TASK INPUTS
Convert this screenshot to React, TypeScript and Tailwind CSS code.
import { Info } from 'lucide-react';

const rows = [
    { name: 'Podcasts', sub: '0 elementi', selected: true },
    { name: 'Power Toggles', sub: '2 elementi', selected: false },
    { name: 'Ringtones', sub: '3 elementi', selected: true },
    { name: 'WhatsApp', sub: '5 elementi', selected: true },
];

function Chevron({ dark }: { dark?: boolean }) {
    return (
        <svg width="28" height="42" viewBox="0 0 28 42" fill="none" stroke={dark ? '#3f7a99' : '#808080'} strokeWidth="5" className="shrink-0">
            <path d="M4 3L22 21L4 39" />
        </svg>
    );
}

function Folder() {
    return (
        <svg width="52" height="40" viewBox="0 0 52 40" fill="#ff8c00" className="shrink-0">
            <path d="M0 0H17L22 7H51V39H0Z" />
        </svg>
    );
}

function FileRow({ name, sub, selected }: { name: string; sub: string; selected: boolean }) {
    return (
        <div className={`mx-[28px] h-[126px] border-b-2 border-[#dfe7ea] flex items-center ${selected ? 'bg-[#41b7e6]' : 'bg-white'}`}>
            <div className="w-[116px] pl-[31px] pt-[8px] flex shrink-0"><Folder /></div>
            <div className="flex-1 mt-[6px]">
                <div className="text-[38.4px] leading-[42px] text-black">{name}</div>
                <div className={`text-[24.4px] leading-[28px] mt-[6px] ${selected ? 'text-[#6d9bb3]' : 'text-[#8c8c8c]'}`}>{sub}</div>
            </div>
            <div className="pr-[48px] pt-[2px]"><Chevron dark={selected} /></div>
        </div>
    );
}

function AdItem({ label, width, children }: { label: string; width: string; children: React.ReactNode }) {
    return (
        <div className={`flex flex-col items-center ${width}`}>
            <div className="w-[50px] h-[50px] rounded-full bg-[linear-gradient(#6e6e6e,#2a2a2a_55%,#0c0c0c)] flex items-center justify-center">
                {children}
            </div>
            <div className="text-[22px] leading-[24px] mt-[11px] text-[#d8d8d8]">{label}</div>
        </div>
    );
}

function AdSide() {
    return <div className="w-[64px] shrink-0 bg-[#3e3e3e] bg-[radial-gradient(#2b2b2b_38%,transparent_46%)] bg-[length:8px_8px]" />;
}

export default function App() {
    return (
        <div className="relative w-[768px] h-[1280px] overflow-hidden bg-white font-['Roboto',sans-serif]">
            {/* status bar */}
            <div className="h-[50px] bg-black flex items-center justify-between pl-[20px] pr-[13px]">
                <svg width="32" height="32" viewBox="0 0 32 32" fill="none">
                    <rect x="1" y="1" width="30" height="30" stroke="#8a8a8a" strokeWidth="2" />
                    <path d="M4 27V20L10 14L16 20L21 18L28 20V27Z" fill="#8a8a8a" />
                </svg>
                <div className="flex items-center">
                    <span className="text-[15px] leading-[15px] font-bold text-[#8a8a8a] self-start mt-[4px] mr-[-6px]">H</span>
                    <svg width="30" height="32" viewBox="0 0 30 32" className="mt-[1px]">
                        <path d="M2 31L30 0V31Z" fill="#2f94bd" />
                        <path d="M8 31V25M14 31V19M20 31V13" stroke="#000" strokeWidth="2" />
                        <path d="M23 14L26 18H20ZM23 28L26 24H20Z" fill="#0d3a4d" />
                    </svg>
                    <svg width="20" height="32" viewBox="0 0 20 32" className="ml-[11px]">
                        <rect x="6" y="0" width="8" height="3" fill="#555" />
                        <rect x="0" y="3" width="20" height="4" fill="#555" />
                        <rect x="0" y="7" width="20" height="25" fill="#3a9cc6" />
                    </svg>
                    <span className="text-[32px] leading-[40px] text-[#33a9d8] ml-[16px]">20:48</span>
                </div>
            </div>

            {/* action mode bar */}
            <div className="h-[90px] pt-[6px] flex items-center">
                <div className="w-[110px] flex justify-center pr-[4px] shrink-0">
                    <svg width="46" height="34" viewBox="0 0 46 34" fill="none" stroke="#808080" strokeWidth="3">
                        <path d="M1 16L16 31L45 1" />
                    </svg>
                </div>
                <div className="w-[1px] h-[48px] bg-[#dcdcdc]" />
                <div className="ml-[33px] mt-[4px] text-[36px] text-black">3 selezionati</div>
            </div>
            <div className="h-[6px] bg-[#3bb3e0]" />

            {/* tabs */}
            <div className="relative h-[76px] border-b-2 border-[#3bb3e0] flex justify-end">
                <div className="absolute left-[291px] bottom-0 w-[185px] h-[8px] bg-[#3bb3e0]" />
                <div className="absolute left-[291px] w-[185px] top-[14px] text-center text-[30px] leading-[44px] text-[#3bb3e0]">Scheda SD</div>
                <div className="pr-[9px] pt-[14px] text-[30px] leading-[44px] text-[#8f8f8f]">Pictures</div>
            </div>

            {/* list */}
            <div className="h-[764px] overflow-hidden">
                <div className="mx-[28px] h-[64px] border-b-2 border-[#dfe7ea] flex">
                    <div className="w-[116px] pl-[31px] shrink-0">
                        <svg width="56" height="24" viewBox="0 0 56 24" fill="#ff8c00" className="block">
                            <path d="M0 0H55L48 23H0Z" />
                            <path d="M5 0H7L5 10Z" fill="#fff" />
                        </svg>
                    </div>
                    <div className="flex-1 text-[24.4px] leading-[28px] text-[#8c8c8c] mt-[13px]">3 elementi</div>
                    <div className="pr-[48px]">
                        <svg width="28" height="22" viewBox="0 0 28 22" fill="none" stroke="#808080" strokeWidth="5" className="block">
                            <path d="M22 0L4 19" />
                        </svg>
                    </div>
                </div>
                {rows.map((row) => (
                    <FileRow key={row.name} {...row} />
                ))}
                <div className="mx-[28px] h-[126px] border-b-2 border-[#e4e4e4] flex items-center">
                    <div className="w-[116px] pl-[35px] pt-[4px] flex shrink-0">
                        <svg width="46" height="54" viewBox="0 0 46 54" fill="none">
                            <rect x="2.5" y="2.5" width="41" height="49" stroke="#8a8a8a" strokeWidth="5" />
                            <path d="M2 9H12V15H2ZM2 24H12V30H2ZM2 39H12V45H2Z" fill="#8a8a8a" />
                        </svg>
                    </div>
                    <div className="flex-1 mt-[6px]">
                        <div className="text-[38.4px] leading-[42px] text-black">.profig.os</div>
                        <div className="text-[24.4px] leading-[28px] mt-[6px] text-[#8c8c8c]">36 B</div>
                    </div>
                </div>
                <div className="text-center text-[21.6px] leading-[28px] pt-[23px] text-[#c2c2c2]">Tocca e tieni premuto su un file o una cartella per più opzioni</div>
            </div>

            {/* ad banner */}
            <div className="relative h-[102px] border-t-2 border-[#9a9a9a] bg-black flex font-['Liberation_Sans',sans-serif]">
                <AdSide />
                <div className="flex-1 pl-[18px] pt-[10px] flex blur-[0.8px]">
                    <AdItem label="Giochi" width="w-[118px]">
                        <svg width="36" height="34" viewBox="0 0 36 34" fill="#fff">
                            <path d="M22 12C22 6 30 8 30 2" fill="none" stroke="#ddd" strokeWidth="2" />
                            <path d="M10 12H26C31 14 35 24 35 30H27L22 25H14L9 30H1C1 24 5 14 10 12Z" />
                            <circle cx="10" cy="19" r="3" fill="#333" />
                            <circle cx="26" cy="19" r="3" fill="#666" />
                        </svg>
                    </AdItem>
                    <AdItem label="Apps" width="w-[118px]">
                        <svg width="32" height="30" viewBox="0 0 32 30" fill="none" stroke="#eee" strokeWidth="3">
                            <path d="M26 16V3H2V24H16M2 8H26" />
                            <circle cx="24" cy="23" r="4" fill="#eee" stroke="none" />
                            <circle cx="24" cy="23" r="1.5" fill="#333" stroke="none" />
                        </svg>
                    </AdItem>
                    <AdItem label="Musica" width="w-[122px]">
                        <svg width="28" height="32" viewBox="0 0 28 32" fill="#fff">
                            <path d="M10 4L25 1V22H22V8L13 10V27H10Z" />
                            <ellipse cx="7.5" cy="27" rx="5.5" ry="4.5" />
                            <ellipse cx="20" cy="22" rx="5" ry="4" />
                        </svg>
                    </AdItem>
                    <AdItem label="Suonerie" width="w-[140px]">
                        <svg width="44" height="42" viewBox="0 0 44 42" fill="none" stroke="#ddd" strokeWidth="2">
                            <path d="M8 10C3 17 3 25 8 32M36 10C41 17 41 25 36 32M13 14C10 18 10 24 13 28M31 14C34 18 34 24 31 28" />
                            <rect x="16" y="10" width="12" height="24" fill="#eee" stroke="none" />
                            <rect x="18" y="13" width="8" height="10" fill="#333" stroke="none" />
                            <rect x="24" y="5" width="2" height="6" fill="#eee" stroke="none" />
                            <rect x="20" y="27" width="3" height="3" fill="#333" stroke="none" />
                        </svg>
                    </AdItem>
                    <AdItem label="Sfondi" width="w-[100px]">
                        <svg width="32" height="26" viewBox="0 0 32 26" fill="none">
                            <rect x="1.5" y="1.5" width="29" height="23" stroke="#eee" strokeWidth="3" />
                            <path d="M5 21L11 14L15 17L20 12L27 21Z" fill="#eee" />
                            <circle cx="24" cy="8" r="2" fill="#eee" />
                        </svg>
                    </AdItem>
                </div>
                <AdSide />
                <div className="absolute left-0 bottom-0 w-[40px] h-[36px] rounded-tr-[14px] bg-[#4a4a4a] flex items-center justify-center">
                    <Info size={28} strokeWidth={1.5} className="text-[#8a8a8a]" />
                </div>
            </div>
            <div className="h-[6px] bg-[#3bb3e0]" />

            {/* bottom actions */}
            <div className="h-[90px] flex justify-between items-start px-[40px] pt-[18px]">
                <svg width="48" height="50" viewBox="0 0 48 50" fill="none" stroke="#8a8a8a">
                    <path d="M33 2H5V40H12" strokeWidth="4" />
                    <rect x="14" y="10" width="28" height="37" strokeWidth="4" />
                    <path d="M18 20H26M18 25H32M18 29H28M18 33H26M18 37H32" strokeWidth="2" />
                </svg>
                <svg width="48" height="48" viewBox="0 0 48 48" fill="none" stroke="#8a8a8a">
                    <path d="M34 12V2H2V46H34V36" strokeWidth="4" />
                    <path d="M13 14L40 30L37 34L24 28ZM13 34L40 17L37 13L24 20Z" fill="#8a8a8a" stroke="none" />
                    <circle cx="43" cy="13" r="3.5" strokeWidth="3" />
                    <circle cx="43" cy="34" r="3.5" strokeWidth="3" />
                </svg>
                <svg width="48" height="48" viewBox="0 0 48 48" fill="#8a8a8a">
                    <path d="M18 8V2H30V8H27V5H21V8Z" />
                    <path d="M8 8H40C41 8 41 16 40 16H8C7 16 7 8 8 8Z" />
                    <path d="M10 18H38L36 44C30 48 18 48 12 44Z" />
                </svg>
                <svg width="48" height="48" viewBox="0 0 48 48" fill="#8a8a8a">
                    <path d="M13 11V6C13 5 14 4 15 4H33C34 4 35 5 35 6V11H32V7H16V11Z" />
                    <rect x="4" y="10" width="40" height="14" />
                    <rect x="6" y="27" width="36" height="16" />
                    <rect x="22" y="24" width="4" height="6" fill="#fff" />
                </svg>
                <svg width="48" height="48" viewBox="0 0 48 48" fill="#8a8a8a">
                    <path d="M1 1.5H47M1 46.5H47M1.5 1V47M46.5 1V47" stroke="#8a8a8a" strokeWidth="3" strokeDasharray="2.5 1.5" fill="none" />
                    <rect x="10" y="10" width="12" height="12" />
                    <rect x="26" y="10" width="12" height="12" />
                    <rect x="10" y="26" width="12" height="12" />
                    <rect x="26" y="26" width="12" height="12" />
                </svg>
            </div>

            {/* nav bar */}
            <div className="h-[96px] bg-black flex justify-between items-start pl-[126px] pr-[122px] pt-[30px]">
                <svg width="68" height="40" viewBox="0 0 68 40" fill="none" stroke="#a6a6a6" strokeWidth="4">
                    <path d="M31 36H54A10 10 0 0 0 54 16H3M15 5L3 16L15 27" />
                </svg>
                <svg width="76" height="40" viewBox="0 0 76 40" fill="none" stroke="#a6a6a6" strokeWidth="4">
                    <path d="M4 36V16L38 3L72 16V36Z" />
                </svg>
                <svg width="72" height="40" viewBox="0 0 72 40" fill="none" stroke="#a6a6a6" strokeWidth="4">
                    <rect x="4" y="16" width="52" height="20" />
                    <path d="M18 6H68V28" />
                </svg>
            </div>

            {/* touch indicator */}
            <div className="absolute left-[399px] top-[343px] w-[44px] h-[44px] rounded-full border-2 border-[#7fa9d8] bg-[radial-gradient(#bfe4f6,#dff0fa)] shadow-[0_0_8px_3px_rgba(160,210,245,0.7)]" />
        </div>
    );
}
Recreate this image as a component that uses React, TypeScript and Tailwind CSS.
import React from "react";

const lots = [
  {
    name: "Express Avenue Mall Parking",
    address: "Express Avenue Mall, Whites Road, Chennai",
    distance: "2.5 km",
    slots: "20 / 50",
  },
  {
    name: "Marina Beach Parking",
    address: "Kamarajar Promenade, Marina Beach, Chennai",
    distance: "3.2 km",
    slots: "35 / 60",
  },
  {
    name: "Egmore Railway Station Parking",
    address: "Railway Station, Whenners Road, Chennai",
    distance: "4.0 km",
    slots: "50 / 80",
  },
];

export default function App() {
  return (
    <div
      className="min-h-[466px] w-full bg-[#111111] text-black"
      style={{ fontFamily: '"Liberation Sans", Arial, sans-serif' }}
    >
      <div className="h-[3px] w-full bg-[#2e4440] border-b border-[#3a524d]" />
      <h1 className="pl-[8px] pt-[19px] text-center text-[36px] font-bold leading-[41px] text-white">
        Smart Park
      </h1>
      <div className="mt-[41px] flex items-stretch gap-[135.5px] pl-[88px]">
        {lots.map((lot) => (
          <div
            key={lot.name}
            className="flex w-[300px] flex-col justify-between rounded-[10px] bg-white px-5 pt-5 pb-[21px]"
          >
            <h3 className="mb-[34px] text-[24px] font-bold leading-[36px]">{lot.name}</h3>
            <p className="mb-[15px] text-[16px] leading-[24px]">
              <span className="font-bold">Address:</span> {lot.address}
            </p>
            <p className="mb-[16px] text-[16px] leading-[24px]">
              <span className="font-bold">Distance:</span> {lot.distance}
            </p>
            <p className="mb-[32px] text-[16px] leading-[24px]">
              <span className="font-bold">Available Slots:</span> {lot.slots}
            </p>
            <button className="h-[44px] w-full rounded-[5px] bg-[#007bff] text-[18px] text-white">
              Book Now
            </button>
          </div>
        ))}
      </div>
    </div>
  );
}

BRIEF
Report each line in the preceding entries that holds the string "TypeScript".

TASK RESPONSE
Convert this screenshot to React, TypeScript and Tailwind CSS code.
Recreate this image as a component that uses React, TypeScript and Tailwind CSS.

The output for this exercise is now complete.